7Klik op [Schijf...]. [Bladeren...] om het stuurprogramma op te geven (INF-bestand) en klik vervolgens op [OK].

  • Indien het cd-romstation D:\ is, wordt het bestand in de volgende map opgeslagen:

    Stuurprogramma

    OS

    Map

    PCL 6

    32-bits stuurprogramma

    D:\X86\DRIVERS\PCL6\X86\MUI\DISK1

    64-bits stuurprogramma

    D:\X64\DRIVERS\PCL6\X64\MUI\DISK1

    PostScript 3

    32-bits stuurprogramma

    D:\X86\DRIVERS\PS\X86\MUI\DISK1

    64-bits stuurprogramma

    D:\X64\DRIVERS\PS\X64\MUI\DISK1

  • Het gedownloade bestand wordt opgeslagen in de map "DISK1".

8Selecteer het apparaat dat u wilt gebruiken en klik vervolgens op [Volgende].

Illustratie stuurprogrammascherm

9Klik op [Voltooien] [Afsluiten].

10Klik op [Een printer toevoegen] in het scherm "Apparaten en printers".

11Klik op [De printer die ik wil staat niet in de lijst].

Illustratie stuurprogrammascherm

12Klik op [Een Bluetooth-, draadloze of in het netwerk detecteerbare printer toevoegen] en klik op [Volgende].

13Selecteer het apparaat dat u wilt gebruiken en klik vervolgens op [Volgende].

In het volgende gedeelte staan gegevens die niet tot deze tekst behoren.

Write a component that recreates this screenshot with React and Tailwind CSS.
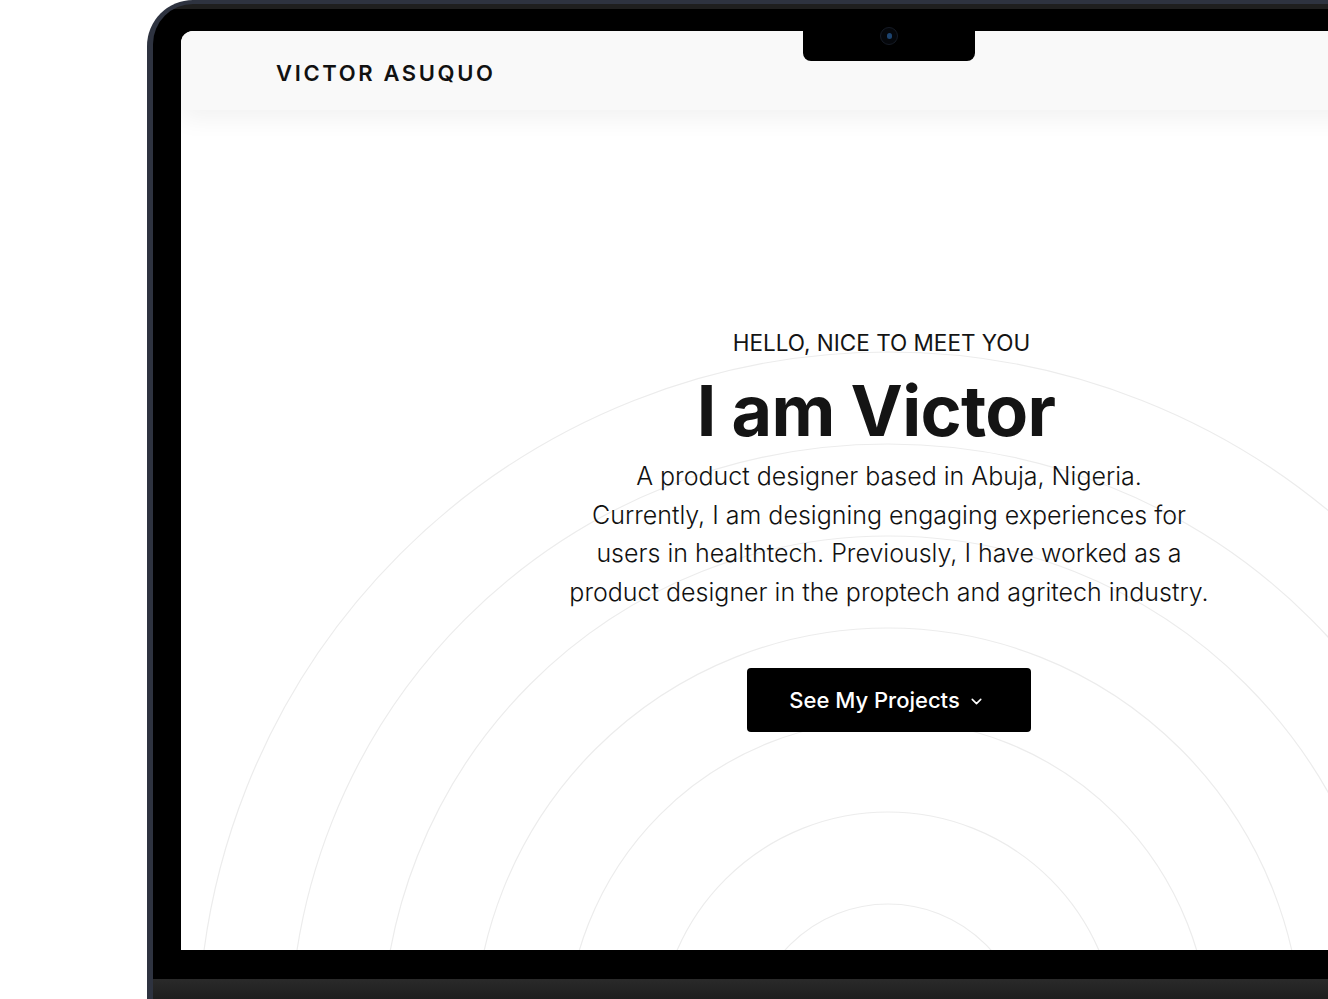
import { ChevronDown } from 'lucide-react';

// radii of the faint rings behind the hero
const RINGS = [138, 230, 322, 414, 506, 598, 690];

function Rings() {
  return (
    <svg
      className="absolute inset-0 z-0 pointer-events-none"
      width="1416"
      height="919"
      viewBox="0 0 1416 919"
      fill="none"
    >
      {RINGS.map((r) => (
        <circle key={r} cx="707" cy="1011" r={r} stroke="#ececec" strokeWidth="1.2" />
      ))}
    </svg>
  );
}

function Notch() {
  return (
    <div className="absolute left-[650px] top-[23px] z-30 w-[172px] h-[34px] bg-black rounded-b-[8px] flex justify-center">
      <div className="w-[18px] h-[18px] rounded-full bg-[#05070b] border border-[#151b26] flex items-center justify-center">
        <div className="w-[5px] h-[6px] rounded-full bg-[#1d4470]" />
      </div>
    </div>
  );
}

function Screen() {
  return (
    <div className="relative w-[1416px] h-[919px] overflow-hidden rounded-tl-[12px] bg-white flex flex-col">
      <Rings />

      {/* === NAVBAR === */}
      <header className="relative z-10 h-[79px] shrink-0 bg-[#f9f9f9] shadow-[0_10px_22px_rgba(0,0,0,0.05)] flex items-center pl-[95px]">
        <span className="pt-[6px] text-[22px] font-semibold tracking-[0.12em] text-[#111]">
          VICTOR ASUQUO
        </span>
      </header>

      {/* === HERO === */}
      <section className="relative z-10 flex flex-col items-center pt-[219px] text-[#141414]">
        <p className="pr-[15px] text-[22.5px] leading-[28px] uppercase">Hello, nice to meet you</p>
        <h1 className="mt-[14px] pr-[26px] text-[70px] leading-[80px] font-bold tracking-[-0.01em]">
          I am Victor
        </h1>
        <p className="mt-[6px] text-center text-[25px] leading-[38.5px] font-light text-[#111]">
          <span className="block">A product designer based in Abuja, Nigeria.</span>
          <span className="block">Currently, I am designing engaging experiences for</span>
          <span className="block">users in healthtech. Previously, I have worked as a</span>
          <span className="block">product designer in the proptech and agritech industry.</span>
        </p>
        <button className="mt-[57px] w-[284px] h-[64px] rounded-[4px] bg-black text-white flex items-center justify-center gap-[8px] pr-[4px]">
          <span className="text-[22px] font-medium">See My Projects</span>
          <ChevronDown size={17} strokeWidth={2.2} className="mt-[3px]" />
        </button>
      </section>
    </div>
  );
}

export default function App() {
  return (
    <div className="w-[1328px] h-[999px] overflow-hidden bg-white font-['Inter',sans-serif]">
      {/* laptop body */}
      <div className="ml-[147px] w-[1483px] h-[999px] rounded-tl-[46px] bg-[#2e3340] pl-[6px] pt-[4px] flex flex-col">
        <div className="relative flex-1 rounded-tl-[40px] bg-[linear-gradient(to_bottom,#1f1f1f_0px,#1f1f1f_5px,#000_5px)] pl-[28px] pt-[27px] pb-[29px]">
          <Notch />
          <Screen />
        </div>
        <div className="h-[20px] shrink-0 bg-[linear-gradient(to_bottom,#2a2a2a,#1e1e1e)]" />
      </div>
    </div>
  );
}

Illustratie stuurprogrammascherm

14Om de printernaam te wijzigen die op het scherm wordt weergegeven, voert u de printernaam in en klikt u vervolgens op [Volgende].

15Om een printer als een gedeelde printer te gebruiken, geeft u de instellingen voor de gedeelde printer op en klikt u vervolgens op [Volgende] [Voltooien].